GIVEN TASK: Print every entry exactly as written.
......
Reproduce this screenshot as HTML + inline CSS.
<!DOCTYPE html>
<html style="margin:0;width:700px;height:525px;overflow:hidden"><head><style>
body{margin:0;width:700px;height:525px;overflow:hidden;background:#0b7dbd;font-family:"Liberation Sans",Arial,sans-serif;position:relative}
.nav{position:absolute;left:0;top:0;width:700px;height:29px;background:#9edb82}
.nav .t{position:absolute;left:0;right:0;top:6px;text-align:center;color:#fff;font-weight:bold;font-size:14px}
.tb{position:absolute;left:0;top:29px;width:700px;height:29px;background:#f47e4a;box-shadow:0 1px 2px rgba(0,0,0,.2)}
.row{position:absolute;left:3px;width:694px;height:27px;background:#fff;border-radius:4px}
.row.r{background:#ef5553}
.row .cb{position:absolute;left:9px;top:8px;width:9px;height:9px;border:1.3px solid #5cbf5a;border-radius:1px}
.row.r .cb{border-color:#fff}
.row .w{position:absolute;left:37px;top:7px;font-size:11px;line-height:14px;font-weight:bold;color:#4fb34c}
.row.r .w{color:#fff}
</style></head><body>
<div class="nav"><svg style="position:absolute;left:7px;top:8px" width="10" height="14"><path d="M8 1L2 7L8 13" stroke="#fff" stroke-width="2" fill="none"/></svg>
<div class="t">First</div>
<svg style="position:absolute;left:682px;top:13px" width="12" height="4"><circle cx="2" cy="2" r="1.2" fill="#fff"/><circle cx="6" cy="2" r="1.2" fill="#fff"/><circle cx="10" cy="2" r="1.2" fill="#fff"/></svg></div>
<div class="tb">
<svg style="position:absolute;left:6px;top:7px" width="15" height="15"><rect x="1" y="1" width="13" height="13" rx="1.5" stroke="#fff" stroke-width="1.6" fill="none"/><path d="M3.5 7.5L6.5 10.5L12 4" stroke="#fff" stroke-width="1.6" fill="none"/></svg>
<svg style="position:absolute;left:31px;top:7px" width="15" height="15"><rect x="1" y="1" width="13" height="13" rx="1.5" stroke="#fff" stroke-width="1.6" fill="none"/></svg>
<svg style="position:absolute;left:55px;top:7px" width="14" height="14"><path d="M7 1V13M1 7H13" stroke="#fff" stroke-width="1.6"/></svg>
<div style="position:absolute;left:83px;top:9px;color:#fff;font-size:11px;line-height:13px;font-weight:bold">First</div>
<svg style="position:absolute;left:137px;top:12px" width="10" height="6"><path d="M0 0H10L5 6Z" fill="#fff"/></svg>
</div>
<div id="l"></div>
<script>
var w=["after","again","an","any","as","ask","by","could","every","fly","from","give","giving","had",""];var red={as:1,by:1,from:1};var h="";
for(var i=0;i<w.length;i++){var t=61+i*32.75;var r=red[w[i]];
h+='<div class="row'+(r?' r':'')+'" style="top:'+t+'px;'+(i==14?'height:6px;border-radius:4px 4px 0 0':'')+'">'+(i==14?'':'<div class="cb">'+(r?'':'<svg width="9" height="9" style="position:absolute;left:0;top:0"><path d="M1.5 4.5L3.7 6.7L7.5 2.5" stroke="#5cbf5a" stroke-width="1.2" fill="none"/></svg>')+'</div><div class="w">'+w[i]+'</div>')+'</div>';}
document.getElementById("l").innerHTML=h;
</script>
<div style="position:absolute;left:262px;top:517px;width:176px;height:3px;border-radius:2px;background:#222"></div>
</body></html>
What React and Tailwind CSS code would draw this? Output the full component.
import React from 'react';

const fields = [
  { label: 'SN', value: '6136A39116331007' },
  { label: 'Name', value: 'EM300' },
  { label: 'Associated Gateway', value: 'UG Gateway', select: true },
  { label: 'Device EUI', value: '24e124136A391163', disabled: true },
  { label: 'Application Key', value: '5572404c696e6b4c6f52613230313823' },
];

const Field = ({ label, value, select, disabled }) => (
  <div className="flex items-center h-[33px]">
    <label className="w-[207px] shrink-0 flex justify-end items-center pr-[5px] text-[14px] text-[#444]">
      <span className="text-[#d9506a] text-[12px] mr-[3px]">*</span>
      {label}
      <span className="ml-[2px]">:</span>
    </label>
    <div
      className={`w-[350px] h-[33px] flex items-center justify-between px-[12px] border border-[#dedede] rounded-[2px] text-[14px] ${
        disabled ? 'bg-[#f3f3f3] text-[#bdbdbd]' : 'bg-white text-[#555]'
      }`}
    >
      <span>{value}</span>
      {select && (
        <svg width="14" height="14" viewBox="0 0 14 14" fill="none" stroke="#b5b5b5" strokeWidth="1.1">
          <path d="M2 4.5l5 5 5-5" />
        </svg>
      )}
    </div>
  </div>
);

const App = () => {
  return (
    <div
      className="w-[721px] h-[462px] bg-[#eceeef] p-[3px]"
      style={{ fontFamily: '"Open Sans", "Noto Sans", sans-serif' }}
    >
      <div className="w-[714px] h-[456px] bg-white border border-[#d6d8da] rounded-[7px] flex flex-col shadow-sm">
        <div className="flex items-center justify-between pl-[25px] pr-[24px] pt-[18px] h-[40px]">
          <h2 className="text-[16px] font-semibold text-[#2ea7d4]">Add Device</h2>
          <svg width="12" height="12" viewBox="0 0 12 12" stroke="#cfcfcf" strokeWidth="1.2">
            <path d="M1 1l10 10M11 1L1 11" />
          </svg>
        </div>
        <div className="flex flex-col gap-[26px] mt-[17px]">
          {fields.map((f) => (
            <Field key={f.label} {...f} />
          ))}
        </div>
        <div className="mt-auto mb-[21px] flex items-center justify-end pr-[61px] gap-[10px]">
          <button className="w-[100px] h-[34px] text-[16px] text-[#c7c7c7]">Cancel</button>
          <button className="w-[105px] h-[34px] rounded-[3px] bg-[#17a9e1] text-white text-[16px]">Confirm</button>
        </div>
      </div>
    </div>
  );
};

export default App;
......
TASK RESPONSE:
Reproduce this screenshot as HTML + inline CSS.
<!DOCTYPE html>
<html style="margin:0;width:700px;height:525px;overflow:hidden"><head><style>
body{margin:0;width:700px;height:525px;overflow:hidden;background:#0b7dbd;font-family:"Liberation Sans",Arial,sans-serif;position:relative}
.nav{position:absolute;left:0;top:0;width:700px;height:29px;background:#9edb82}
.nav .t{position:absolute;left:0;right:0;top:6px;text-align:center;color:#fff;font-weight:bold;font-size:14px}
.tb{position:absolute;left:0;top:29px;width:700px;height:29px;background:#f47e4a;box-shadow:0 1px 2px rgba(0,0,0,.2)}
.row{position:absolute;left:3px;width:694px;height:27px;background:#fff;border-radius:4px}
.row.r{background:#ef5553}
.row .cb{position:absolute;left:9px;top:8px;width:9px;height:9px;border:1.3px solid #5cbf5a;border-radius:1px}
.row.r .cb{border-color:#fff}
.row .w{position:absolute;left:37px;top:7px;font-size:11px;line-height:14px;font-weight:bold;color:#4fb34c}
.row.r .w{color:#fff}
</style></head><body>
<div class="nav"><svg style="position:absolute;left:7px;top:8px" width="10" height="14"><path d="M8 1L2 7L8 13" stroke="#fff" stroke-width="2" fill="none"/></svg>
<div class="t">First</div>
<svg style="position:absolute;left:682px;top:13px" width="12" height="4"><circle cx="2" cy="2" r="1.2" fill="#fff"/><circle cx="6" cy="2" r="1.2" fill="#fff"/><circle cx="10" cy="2" r="1.2" fill="#fff"/></svg></div>
<div class="tb">
<svg style="position:absolute;left:6px;top:7px" width="15" height="15"><rect x="1" y="1" width="13" height="13" rx="1.5" stroke="#fff" stroke-width="1.6" fill="none"/><path d="M3.5 7.5L6.5 10.5L12 4" stroke="#fff" stroke-width="1.6" fill="none"/></svg>
<svg style="position:absolute;left:31px;top:7px" width="15" height="15"><rect x="1" y="1" width="13" height="13" rx="1.5" stroke="#fff" stroke-width="1.6" fill="none"/></svg>
<svg style="position:absolute;left:55px;top:7px" width="14" height="14"><path d="M7 1V13M1 7H13" stroke="#fff" stroke-width="1.6"/></svg>
<div style="position:absolute;left:83px;top:9px;color:#fff;font-size:11px;line-height:13px;font-weight:bold">First</div>
<svg style="position:absolute;left:137px;top:12px" width="10" height="6"><path d="M0 0H10L5 6Z" fill="#fff"/></svg>
</div>
<div id="l"></div>
<script>
var w=["after","again","an","any","as","ask","by","could","every","fly","from","give","giving","had",""];var red={as:1,by:1,from:1};var h="";
for(var i=0;i<w.length;i++){var t=61+i*32.75;var r=red[w[i]];
h+='<div class="row'+(r?' r':'')+'" style="top:'+t+'px;'+(i==14?'height:6px;border-radius:4px 4px 0 0':'')+'">'+(i==14?'':'<div class="cb">'+(r?'':'<svg width="9" height="9" style="position:absolute;left:0;top:0"><path d="M1.5 4.5L3.7 6.7L7.5 2.5" stroke="#5cbf5a" stroke-width="1.2" fill="none"/></svg>')+'</div><div class="w">'+w[i]+'</div>')+'</div>';}
document.getElementById("l").innerHTML=h;
</script>
<div style="position:absolute;left:262px;top:517px;width:176px;height:3px;border-radius:2px;background:#222"></div>
</body></html>
What React and Tailwind CSS code would draw this? Output the full component.
import React from 'react';

const fields = [
  { label: 'SN', value: '6136A39116331007' },
  { label: 'Name', value: 'EM300' },
  { label: 'Associated Gateway', value: 'UG Gateway', select: true },
  { label: 'Device EUI', value: '24e124136A391163', disabled: true },
  { label: 'Application Key', value: '5572404c696e6b4c6f52613230313823' },
];

const Field = ({ label, value, select, disabled }) => (
  <div className="flex items-center h-[33px]">
    <label className="w-[207px] shrink-0 flex justify-end items-center pr-[5px] text-[14px] text-[#444]">
      <span className="text-[#d9506a] text-[12px] mr-[3px]">*</span>
      {label}
      <span className="ml-[2px]">:</span>
    </label>
    <div
      className={`w-[350px] h-[33px] flex items-center justify-between px-[12px] border border-[#dedede] rounded-[2px] text-[14px] ${
        disabled ? 'bg-[#f3f3f3] text-[#bdbdbd]' : 'bg-white text-[#555]'
      }`}
    >
      <span>{value}</span>
      {select && (
        <svg width="14" height="14" viewBox="0 0 14 14" fill="none" stroke="#b5b5b5" strokeWidth="1.1">
          <path d="M2 4.5l5 5 5-5" />
        </svg>
      )}
    </div>
  </div>
);

const App = () => {
  return (
    <div
      className="w-[721px] h-[462px] bg-[#eceeef] p-[3px]"
      style={{ fontFamily: '"Open Sans", "Noto Sans", sans-serif' }}
    >
      <div className="w-[714px] h-[456px] bg-white border border-[#d6d8da] rounded-[7px] flex flex-col shadow-sm">
        <div className="flex items-center justify-between pl-[25px] pr-[24px] pt-[18px] h-[40px]">
          <h2 className="text-[16px] font-semibold text-[#2ea7d4]">Add Device</h2>
          <svg width="12" height="12" viewBox="0 0 12 12" stroke="#cfcfcf" strokeWidth="1.2">
            <path d="M1 1l10 10M11 1L1 11" />
          </svg>
        </div>
        <div className="flex flex-col gap-[26px] mt-[17px]">
          {fields.map((f) => (
            <Field key={f.label} {...f} />
          ))}
        </div>
        <div className="mt-auto mb-[21px] flex items-center justify-end pr-[61px] gap-[10px]">
          <button className="w-[100px] h-[34px] text-[16px] text-[#c7c7c7]">Cancel</button>
          <button className="w-[105px] h-[34px] rounded-[3px] bg-[#17a9e1] text-white text-[16px]">Confirm</button>
        </div>
      </div>
    </div>
  );
};

export default App;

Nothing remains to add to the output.